• Material:

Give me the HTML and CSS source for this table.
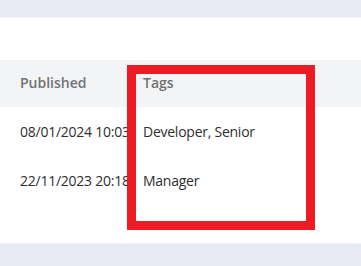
FILE: index.html
```html
<!DOCTYPE html>
<html>
<head>
<meta charset="utf-8">
<link rel="stylesheet" href="styles.css">
</head>
<body>
<div class="page">
  <div class="topbar"></div>
  <div class="spacer"></div>
  <table class="grid">
    <thead>
      <tr><th class="c1">Published</th><th class="c2">Tags</th><th class="c3"></th></tr>
    </thead>
    <tbody>
      <tr><td>08/01/2024 10:03</td><td>Developer, Senior</td><td></td></tr>
      <tr><td>22/11/2023 20:18</td><td>Manager</td><td></td></tr>
    </tbody>
  </table>
  <div class="gap"></div>
  <div class="footer"></div>
  <div class="highlight"></div>
</div>
</body>
</html>
```
FILE: styles.css
```css
* { box-sizing: border-box; }
html, body { margin: 0; padding: 0; background: #fff; }
.page {
  position: relative;
  width: 361px;
  height: 266px;
  overflow: hidden;
  font-family: "Open Sans", "Noto Sans", sans-serif;
  font-size: 14px;
  letter-spacing: -0.25px;
  color: #2e2e2e;
}
.topbar { height: 18px; background: #e8ebf3; border-bottom: 1px solid #f1f3f7; }
.spacer { height: 42px; }
.grid { border-collapse: collapse; width: 100%; table-layout: fixed; }
.grid th {
  background: #f3f4f6;
  height: 47px;
  text-align: left;
  font-weight: 600;
  font-size: 14px;
  letter-spacing: 0;
  color: #727272;
  padding: 0 0 2px 0;
}
.grid td { height: 49px; padding: 0 0 1px 0; white-space: nowrap; overflow: visible; }
.c1 { width: 143px; }
.c2 { width: 180px; }
.grid th:first-child, .grid td:first-child { padding-left: 20px; }
.gap { height: 38px; }
.footer { height: 23px; background: #e8ebf3; border-top: 1px solid #f1f3f7; }
.highlight {
  position: absolute;
  left: 127px;
  top: 65px;
  width: 188px;
  height: 165px;
  border: 9px solid #ed1c24;
}
```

• Job: The listing above needs to be output again exactly. Don't include the pictures.

• Task output:
Give me the HTML and CSS source for this table.
FILE: index.html
```html
<!DOCTYPE html>
<html>
<head>
<meta charset="utf-8">
<link rel="stylesheet" href="styles.css">
</head>
<body>
<div class="page">
  <div class="topbar"></div>
  <div class="spacer"></div>
  <table class="grid">
    <thead>
      <tr><th class="c1">Published</th><th class="c2">Tags</th><th class="c3"></th></tr>
    </thead>
    <tbody>
      <tr><td>08/01/2024 10:03</td><td>Developer, Senior</td><td></td></tr>
      <tr><td>22/11/2023 20:18</td><td>Manager</td><td></td></tr>
    </tbody>
  </table>
  <div class="gap"></div>
  <div class="footer"></div>
  <div class="highlight"></div>
</div>
</body>
</html>
```
FILE: styles.css
```css
* { box-sizing: border-box; }
html, body { margin: 0; padding: 0; background: #fff; }
.page {
  position: relative;
  width: 361px;
  height: 266px;
  overflow: hidden;
  font-family: "Open Sans", "Noto Sans", sans-serif;
  font-size: 14px;
  letter-spacing: -0.25px;
  color: #2e2e2e;
}
.topbar { height: 18px; background: #e8ebf3; border-bottom: 1px solid #f1f3f7; }
.spacer { height: 42px; }
.grid { border-collapse: collapse; width: 100%; table-layout: fixed; }
.grid th {
  background: #f3f4f6;
  height: 47px;
  text-align: left;
  font-weight: 600;
  font-size: 14px;
  letter-spacing: 0;
  color: #727272;
  padding: 0 0 2px 0;
}
.grid td { height: 49px; padding: 0 0 1px 0; white-space: nowrap; overflow: visible; }
.c1 { width: 143px; }
.c2 { width: 180px; }
.grid th:first-child, .grid td:first-child { padding-left: 20px; }
.gap { height: 38px; }
.footer { height: 23px; background: #e8ebf3; border-top: 1px solid #f1f3f7; }
.highlight {
  position: absolute;
  left: 127px;
  top: 65px;
  width: 188px;
  height: 165px;
  border: 9px solid #ed1c24;
}
```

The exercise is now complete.